Eric Simon - Building high-quality analytics in enterprise big data landscapes: challenges and perspectives

13:00
Thursday
6
Dec
2018
Organized by: 
The team of the LIG Keynote Speeches: Nicolas Peltier, Renaud Lachaize, Dominique Vaufreydaz
Speaker: 
Eric Simon (SAP - Big Data division)
Teams: 
Eric Simon (SAP - Big Data division)

Eric Simon is currently Chief Scientist in SAP Big Data division. He was previously chief architect in the Enterprise Information Management division, and development manager of the advanced metadata management and semantic services for SAP HANA platform. Prior to SAP, he led the development of Data Federator, a federated database system that enabled “multi-source universes” in Business Objects BOE Enterprise XI 4.0 flagship product, the most acclaimed feature by customers when the product was released. Eric joined Business Objects in 2005 with the acquisition of Medience, a start-up he co-founded in 2001, which specialized in data federation technology with innovative distributed query processing and schema mapping capabilities. Prior to that, Eric was a “director of research” at INRIA, which he joined in 1985. There, he started the research project on the mediation system Le Select whose technology was transferred to Medience. Eric published research results in various topics like database integrity, concurrency control, object-oriented programming, deductive databases, query optimization, data integration, and data cleaning. He was the recipient for two best paper awards at the VLDB and ACM OOPSLA conferences. He is the co-author of several patents at Bell Labs, Medience, Business Objects, and SAP. Eric regularly serves on the Program Committee of international database research conferences and was the industrial PC chair of ACM SIGMOD in 2008. Eric received both a PhD and Habilitation in Computer Science from University of Paris VI, France in 1986 and 1992 respectively.

 

Increasingly large amounts of data become available to enterprises through multiple channels and can be managed on premise or in-cloud at affordable costs. In this context, data-driven applications rapidly emerged as a new paradigm: they are reactive to real-time events or perception of relevant changes in the Enterprise data, embed predefined best practice business logic, and use predictive models to learn from big data what action to take. Their development mainly relies on big data analytics pipelines that process various kinds of data via rich compositions of data engineering tasks (e.g., data cleaning and feature generation) and machine learning tasks (e.g., model building and evaluation) executed on big data computing platforms federating heterogeneous computing environments. Despite significant previous efforts to strengthen some self-service analytics by automating data preparation or model building, the development of high quality big data analytics pipelines remains a labor intensive, time consuming, and error prone activity that requires highly skilled users.
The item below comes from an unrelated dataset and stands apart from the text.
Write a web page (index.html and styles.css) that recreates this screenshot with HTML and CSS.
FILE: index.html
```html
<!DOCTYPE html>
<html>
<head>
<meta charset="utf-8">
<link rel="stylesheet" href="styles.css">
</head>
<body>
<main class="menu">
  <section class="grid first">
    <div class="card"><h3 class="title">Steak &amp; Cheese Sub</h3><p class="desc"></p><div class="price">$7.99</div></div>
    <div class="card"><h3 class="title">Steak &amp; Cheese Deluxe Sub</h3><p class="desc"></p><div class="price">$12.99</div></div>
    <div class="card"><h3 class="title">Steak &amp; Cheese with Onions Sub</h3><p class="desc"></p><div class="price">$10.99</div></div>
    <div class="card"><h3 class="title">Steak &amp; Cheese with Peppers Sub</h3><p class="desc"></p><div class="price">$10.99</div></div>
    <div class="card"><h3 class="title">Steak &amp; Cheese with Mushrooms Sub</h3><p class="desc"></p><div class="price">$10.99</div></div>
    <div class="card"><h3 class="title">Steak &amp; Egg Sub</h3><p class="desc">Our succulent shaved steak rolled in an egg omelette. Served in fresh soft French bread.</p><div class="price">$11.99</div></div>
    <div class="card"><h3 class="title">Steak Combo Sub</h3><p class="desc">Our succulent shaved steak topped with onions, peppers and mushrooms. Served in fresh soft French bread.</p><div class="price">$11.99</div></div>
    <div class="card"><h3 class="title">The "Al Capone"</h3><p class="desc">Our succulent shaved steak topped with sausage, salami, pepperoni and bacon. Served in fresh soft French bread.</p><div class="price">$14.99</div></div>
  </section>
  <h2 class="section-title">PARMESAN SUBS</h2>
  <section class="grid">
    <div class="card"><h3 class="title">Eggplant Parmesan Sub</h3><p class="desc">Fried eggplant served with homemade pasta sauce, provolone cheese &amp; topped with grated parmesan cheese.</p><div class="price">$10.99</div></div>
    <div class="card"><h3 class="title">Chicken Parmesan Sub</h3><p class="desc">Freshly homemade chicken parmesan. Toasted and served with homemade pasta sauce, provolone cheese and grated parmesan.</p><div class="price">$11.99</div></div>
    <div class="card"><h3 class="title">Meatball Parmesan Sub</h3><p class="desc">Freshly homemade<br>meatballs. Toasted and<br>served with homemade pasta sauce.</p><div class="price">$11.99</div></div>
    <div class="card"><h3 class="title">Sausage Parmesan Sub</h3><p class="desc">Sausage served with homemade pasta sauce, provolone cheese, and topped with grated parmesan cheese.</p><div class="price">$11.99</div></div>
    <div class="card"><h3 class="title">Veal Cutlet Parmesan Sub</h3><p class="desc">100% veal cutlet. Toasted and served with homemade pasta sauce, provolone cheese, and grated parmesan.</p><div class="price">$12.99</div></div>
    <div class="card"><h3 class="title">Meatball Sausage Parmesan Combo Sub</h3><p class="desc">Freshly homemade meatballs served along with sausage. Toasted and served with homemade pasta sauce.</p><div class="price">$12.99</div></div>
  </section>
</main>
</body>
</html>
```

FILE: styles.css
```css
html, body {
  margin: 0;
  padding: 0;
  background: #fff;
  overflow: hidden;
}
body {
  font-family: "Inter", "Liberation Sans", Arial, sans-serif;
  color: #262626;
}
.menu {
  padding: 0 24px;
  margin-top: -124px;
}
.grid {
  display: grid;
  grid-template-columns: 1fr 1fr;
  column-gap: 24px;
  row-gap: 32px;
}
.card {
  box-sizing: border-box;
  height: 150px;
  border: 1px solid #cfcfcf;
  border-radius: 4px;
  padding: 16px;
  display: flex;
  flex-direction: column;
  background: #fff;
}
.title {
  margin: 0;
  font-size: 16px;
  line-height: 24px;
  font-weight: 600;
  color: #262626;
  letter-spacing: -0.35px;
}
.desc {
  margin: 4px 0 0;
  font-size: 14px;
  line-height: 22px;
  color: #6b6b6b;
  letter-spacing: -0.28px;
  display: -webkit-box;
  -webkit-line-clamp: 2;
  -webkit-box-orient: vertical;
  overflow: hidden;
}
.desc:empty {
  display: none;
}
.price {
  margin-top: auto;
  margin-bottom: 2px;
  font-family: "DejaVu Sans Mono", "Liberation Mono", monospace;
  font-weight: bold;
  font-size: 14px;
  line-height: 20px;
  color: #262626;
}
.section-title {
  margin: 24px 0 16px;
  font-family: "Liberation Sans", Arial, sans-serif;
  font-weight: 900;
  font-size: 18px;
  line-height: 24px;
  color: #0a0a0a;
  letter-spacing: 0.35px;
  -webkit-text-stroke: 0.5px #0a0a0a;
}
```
In this talk we shall review the following root causes that impede the development of high-quality analytics by “citizen data scientists”: (1) data engineering and machine learning tasks are executed as independent, sequential operations, although the overall process of creating high quality analytics is highly iterative, and critical decisions of the former affect the performance of the latter; (2) lack of tools to assess data quality and repair big data analytics pipelines when data quality issues are detected; (3) no support for continuously monitoring the quality of big data analytics pipelines deployed in production when data characteristics evolve; and (4) very limited facilities to reuse existing big data pipelines due to a lack of understanding of data dependencies, and description of model behavior. We shall illustrate these problems using examples issued from real business use cases, and motivate underlying open research problems at the crossroads of data cleaning, data integration, machine learning, and scalable big data processing.